# Video in Premiere asynchron!



## firstlord18 (2. November 2005)

Hi,

 musste einige meiner Videos nach Dv-Avi Typ2 konvertieren. Habe das mit dem Canopus Dv-Converter gemcaht. Klappt alles wunderbar. Im Media Player sind alle Daten top!
 Auch in Premiere lassen sich die jetzigen Typ2 Videos im vergleich zu den alten Typ1 Videos sehr gut importierren. Leider ist das Video in Premiere gegen Ende immer asynchroner. Also am Anfang ist alles total synchron, in der Mitte ein bischen asychron und gegen Ende ist es dann leider sehr asynchron (2 Sekunden Abweichung!)!

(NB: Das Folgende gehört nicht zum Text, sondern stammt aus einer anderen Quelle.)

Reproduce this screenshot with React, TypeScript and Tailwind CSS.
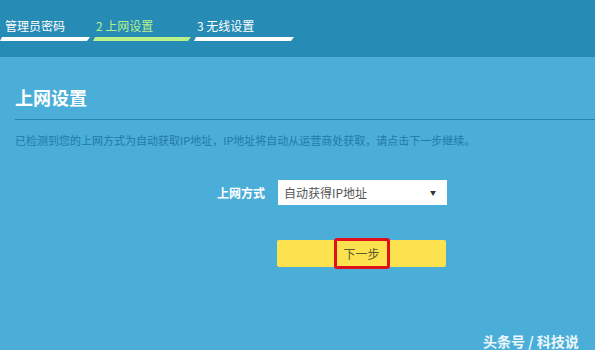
const font = { fontFamily: '"Microsoft YaHei", "Noto Sans CJK SC", sans-serif' }

export default function App() {
  return (
    <div className="relative flex h-[350px] w-[600px] overflow-hidden bg-white" style={font}>
      <div className="flex w-[595px] flex-col bg-[#4aaed9]">
        {/* Steps header */}
        <div className="h-[57px] shrink-0 bg-[#268bb5] pt-[17px]">
          <div className="flex">
            {[
              { label: '管理员密码', w: 'w-[93px]', text: 'text-white', bar: 'bg-white', pl: 'pl-[5px]' },
              { label: '2 上网设置', w: 'w-[101px]', text: 'text-[#b8f08a]', bar: 'bg-[#b8f08a]', pl: 'pl-[3px]' },
              { label: '3 无线设置', w: 'w-[103px]', text: 'text-white', bar: 'bg-white', pl: 'pl-[3px]' },
            ].map(s => (
              <div key={s.label} className={`${s.w} flex flex-col`}>
                <span className={`${s.pl} ${s.text} h-[18px] text-[12px] leading-[18px]`}>{s.label}</span>
                <div className={`mt-[2px] h-[4px] ${s.bar} mr-[3px] [clip-path:polygon(2px_0,100%_0,calc(100%-3px)_100%,0_100%)]`} />
              </div>
            ))}
          </div>
        </div>

        {/* Body */}
        <div className="flex flex-col pl-[15px]">
          <h2 className="mt-[29px] text-[18px] font-bold leading-[22px] text-white">上网设置</h2>
          <div className="mt-[11px] h-px bg-[#2585b0]" />
          <p className="mt-[12px] text-[11px] leading-[16px] text-[#2379a8]">
            已检测到您的上网方式为自动获取IP地址，IP地址将自动从运营商处获取，请点击下一步继续。
          </p>

          <div className="mt-[32px] flex items-center">
            <span className="w-[263px] pr-[13px] text-right text-[12px] font-bold text-white">上网方式</span>
            <div className="flex h-[25px] w-[169px] items-center justify-between bg-white pl-[6px] pr-[11px]">
              <span className="text-[12px] text-[#555]">自动获得IP地址</span>
              <span className="text-[6px] text-[#333]">▼</span>
            </div>
          </div>

          <div className="mt-[35px] ml-[262px] flex h-[27px] w-[169px] items-center justify-center rounded-[2px] bg-[#fde24f]">
            <span className="flex h-[31px] w-[56px] items-center justify-center rounded-[3px] border-[3px] border-[#e0101a] text-[12px] text-[#5a5a2a]">
              下一步
            </span>
          </div>
        </div>
      </div>

      {/* watermark */}
      <span className="absolute left-[483px] top-[333px] text-[14px] font-bold leading-[16px] text-white/90">头条号 / 科技说</span>
    </div>
  )
}
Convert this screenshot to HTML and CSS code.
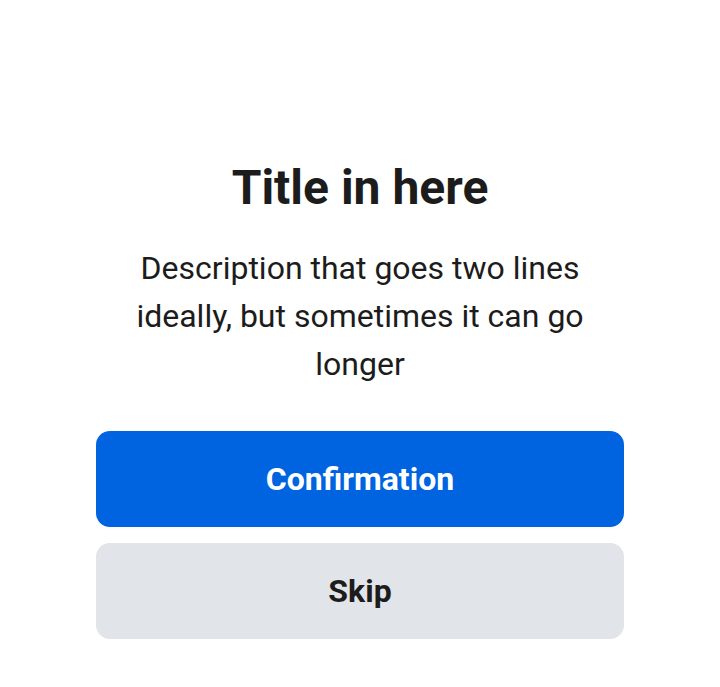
FILE: index.html
```html
<!DOCTYPE html>
<html>
<head>
<meta charset="utf-8">
<link rel="stylesheet" href="styles.css">
</head>
<body>
<main class="sheet">
  <h1 class="title">Title in here</h1>
  <p class="desc">Description that goes two lines ideally, but sometimes it can go longer</p>
  <div class="actions">
    <button class="btn btn-primary">Confirmation</button>
    <button class="btn btn-secondary">Skip</button>
  </div>
</main>
</body>
</html>
```
FILE: styles.css
```css
html, body {
  margin: 0;
  padding: 0;
  background: #ffffff;
}
body {
  font-family: Roboto, "Liberation Sans", sans-serif;
  color: #1c1c1c;
}
.sheet {
  width: 528px;
  margin: 0 auto;
  padding-top: 158px;
  display: flex;
  flex-direction: column;
  align-items: stretch;
  text-align: center;
}
.title {
  margin: 0;
  font-size: 48px;
  line-height: 60px;
  font-weight: 700;
}
.desc {
  margin: 26px 0 0;
  font-size: 32px;
  line-height: 48px;
  font-weight: 400;
}
.actions {
  margin-top: 43px;
  display: flex;
  flex-direction: column;
  gap: 16px;
}
.btn {
  height: 96px;
  border: none;
  border-radius: 14px;
  font-family: Roboto, "Liberation Sans", sans-serif;
  font-size: 32px;
  font-weight: 700;
  cursor: pointer;
}
.btn-primary {
  background: #0064e0;
  color: #ffffff;
}
.btn-secondary {
  background: #e1e4e9;
  color: #1c1c1c;
}
```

 Nun, was kann ich machen? Jmd ähnlcihe Probleme oder Lösungsvorschläge?

 Danke!


----------



## chmee (4. November 2005)

Im MediaPlayer keine Asynchronizität ?

mfg chmee


----------



## firstlord18 (4. November 2005)

Nein, keine Asynchronizität!
 Das ist ja das seltsame :\\


----------



## chmee (4. November 2005)

Überprüfe doch mal die Samplefrequenz von der Audiospur und vergleiche die mit der
Premiere-Einstellung.

Zeigt Premiere die Datei im Vorschaubild richtig an ? Ist sie nach dem Rausrendern auch kaputt ?
Oder ist das nur beim Schneiden so ?

mfg chmee


----------



## firstlord18 (4. November 2005)

Wie kann ich die Spample Frequenz überprüfen?


----------



## firstlord18 (19. November 2005)

Hallo,

hat denn niemand eine Antwort für mich?
Ich brauche dieses Codierte Video als nicht asynchrone Datei in Premiere!

Danke!


----------



## axn (19. November 2005)

Guten Abend!



> Zeigt Premiere die Datei im Vorschaubild richtig an ? Ist sie nach dem Rausrendern auch kaputt ?
> Oder ist das nur beim Schneiden so ?


Da sind eben noch ein paar Fragen offen...
Die Samplefrequenz ist sozusagen die Auflösung deines Audiosignals und wird in Hz gemessen.
Du kannst in Premiere die Eigenschaften deines Footages abrufen oder du verwendest ein Programm wie AviCodec aus den 'Tools für Videoschnitt'.

mfg

axn


----------



## firstlord18 (19. November 2005)

Das Video wir im Vorschaubild richtig angezeigt (aber eben die Audiodaten dazu sind falsch).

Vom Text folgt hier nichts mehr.